In March 1994 elections were held in the east and in Vavuniya in the north. However, elections weren't held in other areas of the north, including the Jaffna Peninsula, because most of these areas were at that time controlled by the rebel Tamil Tigers. In August 1995 the Sri Lankan military launched an offensive to recapture the Jaffna Peninsula. By December 1995 the military had captured most of the Valikamam region of the peninsula, including the city of Jaffna. By 16 May 1996 the military had recaptured the entire peninsula. In late 1996 the government announced elections would be held for 23 local authorities in Jaffna District, Kilinochchi District, Mannar District and Vavuniya District but following opposition from Tamil political parties postponed them. On 3 December 1997 the government announced that elections would be held for the 17 local authorities on the Jaffna Peninsula. The elections were held on 29 January 1998.

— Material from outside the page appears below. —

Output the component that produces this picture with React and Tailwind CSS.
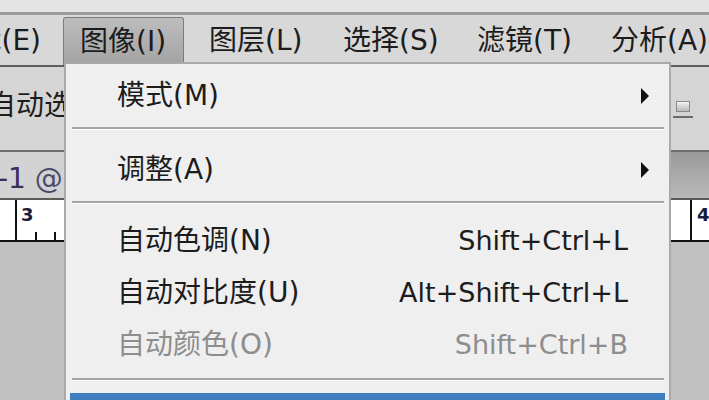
import React from 'react';

const FONT = { fontFamily: '"DejaVu Sans", "Noto Sans CJK SC", sans-serif' };

function MenuBar() {
  const items = ['图层(L)', '选择(S)', '滤镜(T)', '分析(A)'];
  return (
    <div className="flex h-[53px] bg-[#d8d8d8] border-t-[3px] border-[#9c9c9c] text-[28px] text-[#1c1c1c] overflow-hidden whitespace-nowrap">
      <div className="w-[63px] flex justify-end items-center pr-[22px] pt-[2px] overflow-hidden shrink-0">
        <span>编辑(E)</span>
      </div>
      <div className="w-[121px] shrink-0 mt-[2px] pl-[16px] flex items-center bg-gradient-to-b from-[#bdbdbd] to-[#a3a3a3] border border-b-0 border-[#7c7c7c] rounded-t-[3px]">
        <span>图像(I)</span>
      </div>
      {items.map((t) => (
        <div key={t} className="w-[134px] shrink-0 pl-[25px] pt-[2px] flex items-center">
          <span>{t}</span>
        </div>
      ))}
    </div>
  );
}

function Toolbar() {
  return (
    <div className="h-[85px] bg-[#d5d5d5] border-t-2 border-[#5f5f5f] flex items-center justify-between text-[28px] text-[#1c1c1c] whitespace-nowrap overflow-hidden">
      <span className="ml-[-12px] mt-[-6px]">自动选</span>
      <div className="flex flex-col items-center mr-[16px] mt-[2px]">
        <div className="w-[14px] h-[11px] border border-[#8a8a8a] bg-gradient-to-b from-[#f4f4f4] to-[#b8b8b8]" />
        <div className="w-[20px] h-[2px] bg-[#6a6a6a] mt-[4px]" />
      </div>
    </div>
  );
}

function TabBar() {
  return (
    <div className="h-[48px] border-t-2 border-[#6f6f6f] flex text-[28px] whitespace-nowrap overflow-hidden">
      <div className="w-[400px] bg-[#d3d3d3] flex items-center pt-[8px]">
        <span className="ml-[-2px] text-[#3b2e5c]">-1 <span className="text-[#4a4a6a]">@</span></span>
      </div>
      <div className="flex-1 bg-gradient-to-b from-[#9a9a9a] to-[#b9b9b9]" />
    </div>
  );
}

function Ruler() {
  return (
    <div className="h-[44px] bg-white border-t-2 border-[#5a5a5a] border-b-2 border-b-[#111] flex justify-between text-[18px] font-bold text-[#1a1a3a]">
      <div className="flex h-full">
        <div className="w-[15px]" />
        <div className="w-[2px] h-full bg-[#111]" />
        <div className="relative w-[46px] h-full">
          <span className="absolute left-[4px] top-[1px]" style={{ fontFamily: '"DejaVu Sans", sans-serif' }}>3</span>
          <div className="absolute left-[18px] bottom-0 w-[2px] h-[8px] bg-[#111]" />
          <div className="absolute left-[37px] bottom-0 w-[2px] h-[8px] bg-[#111]" />
        </div>
      </div>
      <div className="flex h-full">
        <div className="w-[2px] h-full bg-[#111]" />
        <div className="w-[17px] pl-[5px] pt-[1px]" style={{ fontFamily: '"DejaVu Sans", sans-serif' }}>4</div>
      </div>
    </div>
  );
}

function Separator() {
  return (
    <div className="mx-[6px] mr-[5px]">
      <div className="h-[2px] bg-[#a5a5a5]" />
      <div className="h-[1px] bg-white" />
    </div>
  );
}

function Arrow() {
  return (
    <svg width="10" height="16" viewBox="0 0 10 16" className="absolute right-[19px]">
      <path d="M1 0 L9 8 L1 16 Z" fill="#111" />
    </svg>
  );
}

function Item({ label, shortcut, disabled, submenu, className = '' }) {
  return (
    <div className={`relative flex items-center pl-[51px] pr-[41px] ${className} ${disabled ? 'text-[#8d8d8d]' : 'text-[#1c1c1c]'}`}>
      <span className="flex-1">{label}</span>
      {shortcut && <span className="text-[27px]">{shortcut}</span>}
      {submenu && <Arrow />}
    </div>
  );
}

function Dropdown() {
  return (
    <div className="absolute left-[64px] top-[62px] w-[607px] bottom-0 bg-[#efefef] border-t-2 border-x-2 border-[#a9a9a9] text-[28px] whitespace-nowrap" style={FONT}>
      <Item label="模式(M)" submenu className="h-[63px]" />
      <Separator />
      <Item label="调整(A)" submenu className="h-[71px] pt-[8px]" />
      <Separator />
      <div className="h-[11px]" />
      <Item label="自动色调(N)" shortcut="Shift+Ctrl+L" className="h-[52px]" />
      <Item label="自动对比度(U)" shortcut="Alt+Shift+Ctrl+L" className="h-[52px]" />
      <Item label="自动颜色(O)" shortcut="Shift+Ctrl+B" disabled className="h-[52px]" />
      <div className="h-[7px]" />
      <Separator />
      <div className="h-[12px]" />
      <div className="ml-[4px] mr-[4px] h-[40px] bg-[#3f7fbf]" />
    </div>
  );
}

export default function App() {
  return (
    <div className="relative w-[709px] h-[400px] overflow-hidden bg-[#c1c1c1]" style={FONT}>
      <div className="h-[12px] bg-[#e4e4e4]" />
      <MenuBar />
      <Toolbar />
      <TabBar />
      <Ruler />
      <Dropdown />
    </div>
  );
}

On 1 January 2002 local authority elections were called for the entire country. It was later announced that elections would be held on 25 March 2002 in the north and east, and on 20 March 2002 in the rest of the country. The normal life term of Sri Lankan local government bodies is four years. On 21 March 2002 the Election Commissioner announced that the elections in the north and east, except for eight local authorities in Ampara District, had been postponed until 25 September 2002. On 17 September 2002 elections in the north and east were postponed, for a second time, until 25 June 2003. In June 2003 elections in the north and east were postponed, for a third time, until 24 January 2004. In January 2004 elections in the north and east, except for local authorities in Ampara District, were postponed, for a fourth time, until 23 October 2004.

On 27 January 2006 local authority elections were called for the entire country. It was later announced that elections would be held on 30 March 2006 across the entire country. The Election Commissioner subsequently postponed the elections in the north and Batticaloa District until 30 September 2006. On 23 September 2006 elections in the north and Batticaloa District were postponed until 30 June 2007.

==Election results==

===2011 local government election===
Results of the local government election held on 17 March 2011:

| Alliances and parties |  | Votes | % | Seats |
|---|---|---|---|---|
|  | Tamil National Alliance (EPRLF (S), ITAK, PLOTE, TELO, TULF, TNLA) | 2,253 | 51.67% | 8 |
|  | United People's Freedom Alliance (EPDP, SLFP et al.) | 1,463 | 33.56% | 4 |
|  | United National Party | 608 | 13.94% | 1 |
|  | Janatha Vimukthi Peramuna | 36 | 0.83% | 0 |
| Valid Votes |  | 4,360 | 100.00% | 13 |
| Rejected Votes |  | 429 |  |  |
| Total Polled |  | 4,789 |  |  |
| Registered Electors |  | 10,955 |  |  |
| Turnout |  | 43.72% |  |  |

The following candidates were elected: Muruguppillai Balasubramaniyam (TNA); Hetti Arachilage Hector De Alwis (UNP); Jeyakkodi Jeyaruban (TNA); Vinasiththambi Kuharasa (TNA); Veerasinghe Arachilage Nishanthi Piratheepika Kumari (UPFA); Arumugam Mahalingam (TNA); Velupillai Nahulesvaran (UPFA); Vairamuththu Poobalasingam (TNA); Nihal Wickramapala Ramanayake (UPFA); Suppaiah Selvarattinam (TNA); Mayilvaganam Senthuran (TNA); Subaratthinam Thanigasalam (TNA); and Thevarasa Thillairaja (UPFA).

Muruguppillai Balasubramaniyam (TNA) and Subaratthinam Thanigasalam (TNA) were appointed Chairman and Deputy Chairman respectively.